Industry City (formerly Bush Terminal) is a historic intermodal shipping, warehousing, and manufacturing complex on the waterfront in the Sunset Park neighborhood of Brooklyn, New York City. Bush Terminal was the first facility of its kind in New York City and the largest multi-tenant industrial property in the United States.
The Bush Terminal Company managed shipping for all the Bush Terminal tenants, making it the first American example of completely integrated manufacturing and warehousing, served by both rail and water transportation, under a unified management system. At its peak, Bush Terminal covered 200 acres (about 81 hectares), bounded by Upper New York Bay's Gowanus Bay to the west and north, by 3rd Avenue to the east, and—at its peak—between 27th Street to the north and 50th Street to the south.
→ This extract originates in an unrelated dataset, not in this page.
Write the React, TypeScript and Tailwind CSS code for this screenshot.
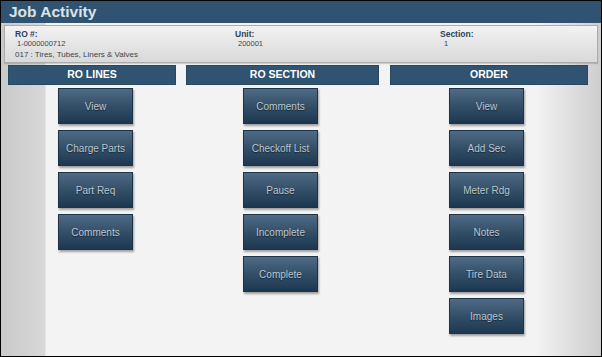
import React from "react";

const roLines = ["View", "Charge Parts", "Part Req", "Comments"];
const roSection = ["Comments", "Checkoff List", "Pause", "Incomplete", "Complete"];
const order = ["View", "Add Sec", "Meter Rdg", "Notes", "Tire Data", "Images"];

function ActionButton({ label }: { label: string }) {
  return (
    <button className="w-[75px] h-[36px] flex items-center justify-center border border-[#1d3347] bg-[linear-gradient(to_bottom,#4e6a84,#314d66_55%,#1d3750)] text-[10px] text-[#bcc6d0] [text-shadow:0_1px_1px_rgba(0,0,0,0.5)] shadow-[1px_2px_2px_rgba(0,0,0,0.35)]">
      {label}
    </button>
  );
}

function Column({
  title,
  items,
  className,
  buttonOffset,
}: {
  title: string;
  items: string[];
  className: string;
  buttonOffset: string;
}) {
  return (
    <div className={className}>
      <div className="h-[20px] bg-[#2f5371] border border-[#284760] flex items-center justify-center text-[10.5px] font-bold text-white">
        {title}
      </div>
      <div className={`mt-[3px] flex flex-col gap-[6px] ${buttonOffset}`}>
        {items.map((item) => (
          <ActionButton key={item + title} label={item} />
        ))}
      </div>
    </div>
  );
}

export default function App() {
  return (
    <div
      className="w-[602px] h-[357px] border border-black flex flex-col overflow-hidden"
      style={{ fontFamily: '"Liberation Sans", Arial, sans-serif' }}
    >
      <div className="h-[22px] shrink-0 bg-[#2f5371] flex items-center px-[8px]">
        <span className="text-[15.5px] font-bold text-[#dde2e7] leading-none">Job Activity</span>
      </div>

      <div className="flex-1 px-[3px] pt-[2px] bg-[linear-gradient(to_right,#c9c9c9,#d8d8d8_44px,#f3f3f3_45px,#f3f3f3_535px,#cdcdcd)]">
        {/* info box */}
        <div className="h-[38px] border border-[#acacac] bg-[linear-gradient(to_bottom,#f2f2f2,#d9d9d9)] flex pl-[10px] pt-[3px] shadow-[0_1px_1px_rgba(0,0,0,0.15)]">
          <div className="w-[220px]">
            <div className="h-[10px] leading-[10px] text-[8.5px] font-bold text-[#2a4560]">RO #:</div>
            <div className="h-[9px] leading-[9px] pl-[2px] text-[7.5px] text-[#3a4450]">1-0000000712</div>
            <div className="mt-[1px] h-[11px] leading-[11px] text-[8px] text-[#3a4450] whitespace-nowrap">017 : Tires, Tubes, Liners &amp; Valves</div>
          </div>
          <div className="w-[205px]">
            <div className="h-[10px] leading-[10px] text-[8.5px] font-bold text-[#2a4560]">Unit:</div>
            <div className="h-[9px] leading-[9px] pl-[3px] text-[7.5px] text-[#3a4450]">200001</div>
          </div>
          <div>
            <div className="h-[10px] leading-[10px] text-[8.5px] font-bold text-[#2a4560]">Section:</div>
            <div className="h-[9px] leading-[9px] pl-[4px] text-[7.5px] text-[#3a4450]">1</div>
          </div>
        </div>

        {/* columns */}
        <div className="mt-[2px] flex">
          <Column title="RO LINES" items={roLines} className="ml-[4px] w-[168px]" buttonOffset="pl-[50px]" />
          <Column title="RO SECTION" items={roSection} className="ml-[10px] w-[193px]" buttonOffset="pl-[57px]" />
          <Column title="ORDER" items={order} className="ml-[11px] w-[198px]" buttonOffset="pl-[59px]" />
        </div>
      </div>
    </div>
  );
}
Today, Industry City comprises roughly 40 acres (16 ha) of the former Bush Terminal, including 16 original buildings. The 6.5 million square foot complex is currently undergoing renovations to modernize the historic infrastructure in an effort to preserve the industrial heritage of the project for future generations of artisans, craftsmen, and small businesses. Work on the project began in 2012, but as of Spring 2017 a completion date has not been announced.
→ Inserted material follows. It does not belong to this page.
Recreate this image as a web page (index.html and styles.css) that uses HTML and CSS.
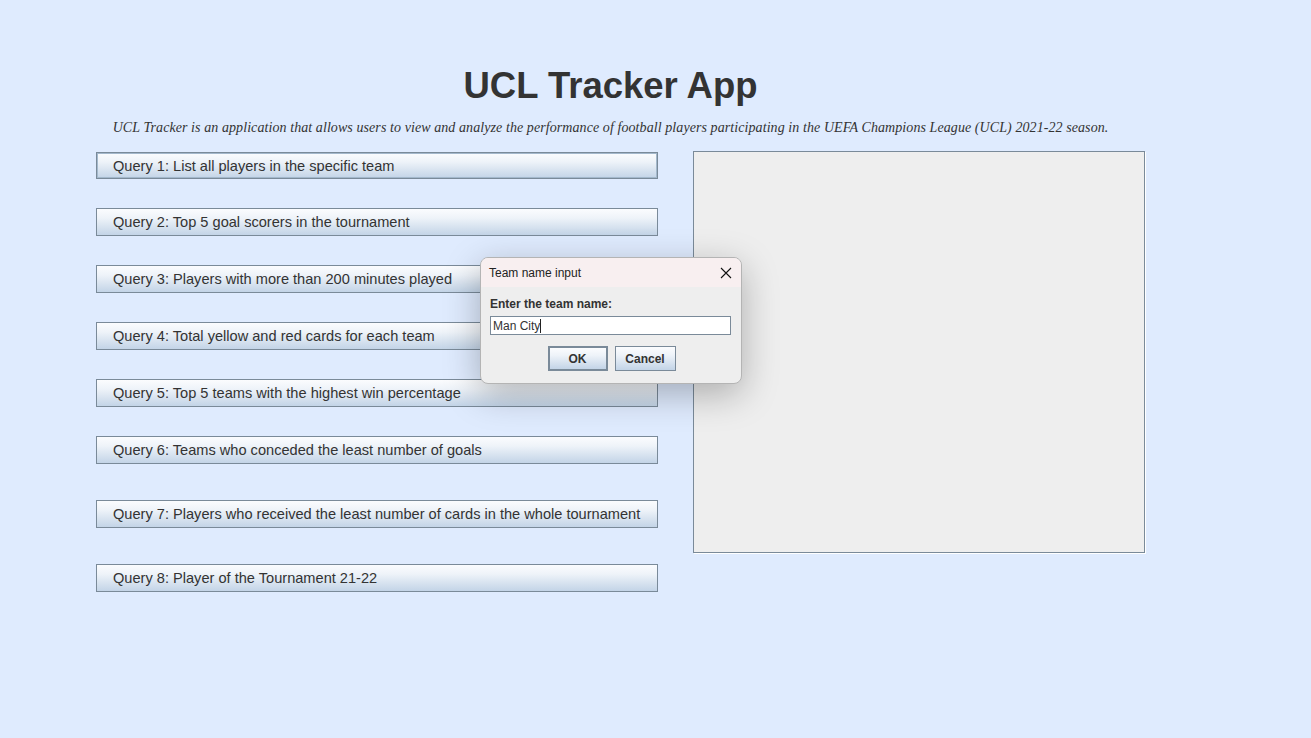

Bush Terminal is named after its founder Irving T. Bush. His family name came from Jan Bosch, who was born in the Netherlands and immigrated to New Amsterdam (now New York) in 1662. Bush Terminal is in no way related to the Bush political family. Bush Terminal was unique from other rail-marine terminals in New York due to its distance from Manhattan, the magnitude of its warehousing and manufacturing operations, and its fully integrated nature.
Wholesalers in Manhattan faced expensive time, transportation, and labor costs when importing and then re-sending goods. So in 1895, Irving T. Bush, working under the name of his family's company, The Bush Co., organized six warehouses and one pier on the waterfront of South Brooklyn as a freight handling terminal. There had only been one warehouse on the site in 1890, and before that, the land contained an oil refinery belonging to the Bush & Denslow company of Rufus T. Bush, Irving T. Bush's father. Standard Oil bought this refinery in the 1880s and dismantled it, but after Rufus T. Bush's death in 1890, Irving T. Bush later bought the land back using his father's inheritance.